Las fortalezas de los independentistas vascos y catalanes son distintas pero cada vez más parejas. Al igual que son naciones diferentes de la nación española, también son diferentes entre sí, por mucho que compartan adversarios, objetivos y un sentimiento de solidaridad mutuo. Por supuesto, deben colaborar y estrechar todos los lazos que las unen, que son muchos y no se han desarrollado como se debiera. Pero también deben desarrollarse de manera endógena y crear sus propias estrategias, adaptadas a las sociedades en las que deberán ganar.

En el caso catalán, al desprecio y la animadversión que sufren por parte de un sector importante de la sociedad española se le suma el coste económico y social de sostener a quien no te respeta. Ese hartazgo se ha articulado políticamente de manera más nítida que nunca. En el caso vasco dos proyectos de país se confrontan con fuerzas similares, por primera vez desde la muerte de Franco: por un lado, el de quienes quieren mantener el estado actual de las cosas, una autonomía una y mil veces incumplida, un sistema clientelar y un estado de excepción que reflejan claramente los más de seiscientos presos políticos, la constante amenaza seudojurídica y la militarización. Por otro lado, un proyecto renovado que propone un cambio estructural que va desde lo cultural a lo político, pasando por lo socioeconómico. Una alternativa en toda regla.

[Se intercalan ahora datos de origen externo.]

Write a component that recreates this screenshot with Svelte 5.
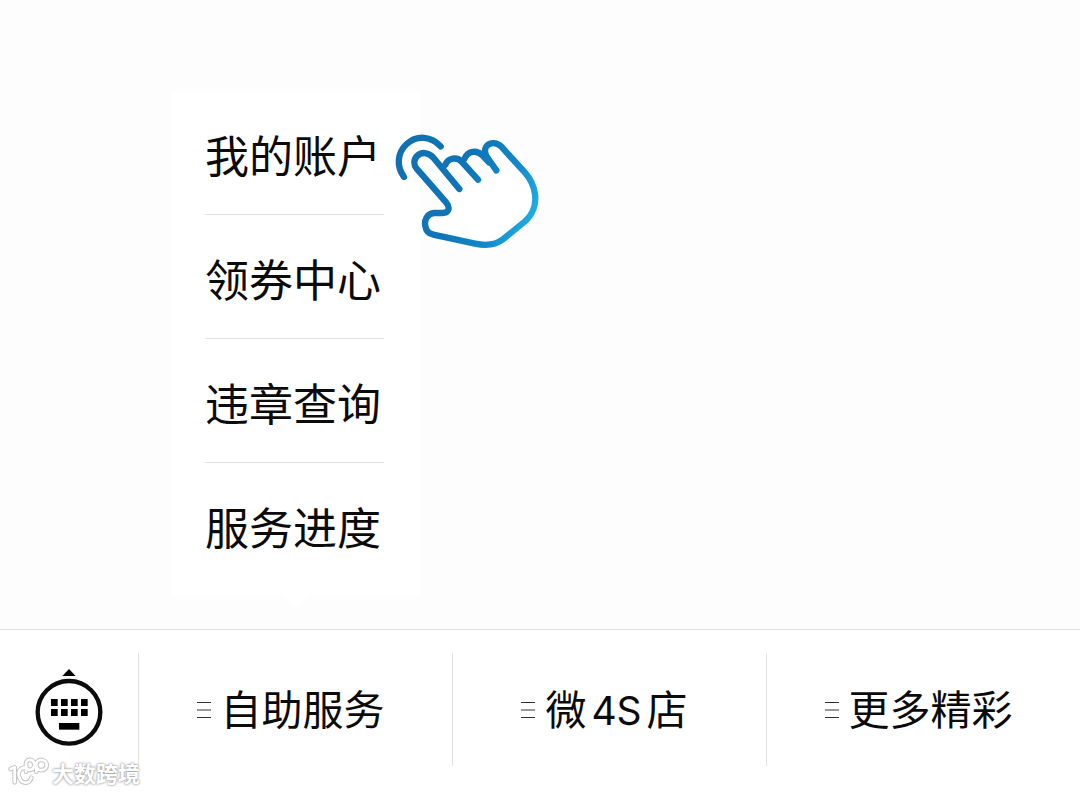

Por el contrario, la posición española no presenta actualmente fortalezas, tan solo la fuerza de lo establecido y su capacidad de imposición, que no es poco.

En la agenda de las instituciones europeas

Tras la masiva manifestación de Barcelona, la comunidad internacional y, en concreto, las instituciones europeas han podido comprobar que el fenómeno independentista crece dentro de sus fronteras. [Por ejemplo, la revista «Time» ha considerado la noticia una de las más relevantes y el mensaje de Twitter de la BBC World más reproducido esta semana ha sido el que informaba sobre la Diada; datos anecdóticos, quizás, pero significativos, más aún tratándose del mismo día en el que linchaban al embajador norteamericano en Libia]. Históricamente esa comunidad ha preferido no contemplar esta cuestión dentro de su agenda y gestionar las crisis según llegaban. Es evidente que en este momento esa política no es inteligente.

El proceso escocés sigue su curso, con las tensiones lógicas, pero dentro de los parámetros político-institucionales normales. El conflicto vasco ha entrado en vías de resolución, en parte gracias a la aportación de la propia comunidad internacional. La posición española de continuar como si ETA no hubiese declarado el cese definitivo de la lucha armada hace ya casi un año resulta cada vez más insostenible. Asimismo, el frente soberanista y de izquierda formado en torno a EH Bildu aspira a ganar las próximas elecciones y, en todo caso, sus resultados supondrán un cambio del mapa político vasco que, por definición, moverá el resto de posiciones. En el caso catalán, la sociedad ha superado por encima, por debajo y por los lados los diques ideológicos y estratégicos establecidos por el establishment barcelonés. La demanda social es clara: independencia. Para colmo, las propuestas de «pacto fiscal» en Catalunya y de «concierto político» en Euskal Herria resultan hoy por hoy inviables, no solo por falta de voluntad política por parte de Madrid, sino por imposibilidad fáctica. Europa debe ser consciente de ello. Y, si realmente busca la estabilidad, debe empezar a considerar seriamente quién es el que la distorsiona, si los pueblos que quieren poder decidir su futuro en paz y libertad o quienes se lo niegan.

Por todo ello, frente a quienes defienden que lo que realmente interesa a la población es la crisis y no cuestiones identitarias o soberanistas, tanto en Catalunya como en Euskal Herria cada vez son más las personas que consideran que ambas son las dos caras de la misma moneda. Y sobre todo, cada vez son más quienes están convencidos de la incapacidad intrínseca del Estado español para resolver ambos problemas. Por eso se están articulando mayorías sociales, políticamente conscientes y activas, que ven la independencia como única solución posible para construir sociedades más justas y más democráticas. En definitiva, cada vez más gente defiende activamente nuevos marcos políticos que sean respetuosos con las personas en todas esas dimensiones que les hacen personas y les convierten en ciudadanos de pleno derecho, no en donantes pasivos, en adornos culturales maltratados o en votantes de segunda categoría. Como toda lucha por la emancipación, no será fácil. Pero cada vez es más difícil detenerlas.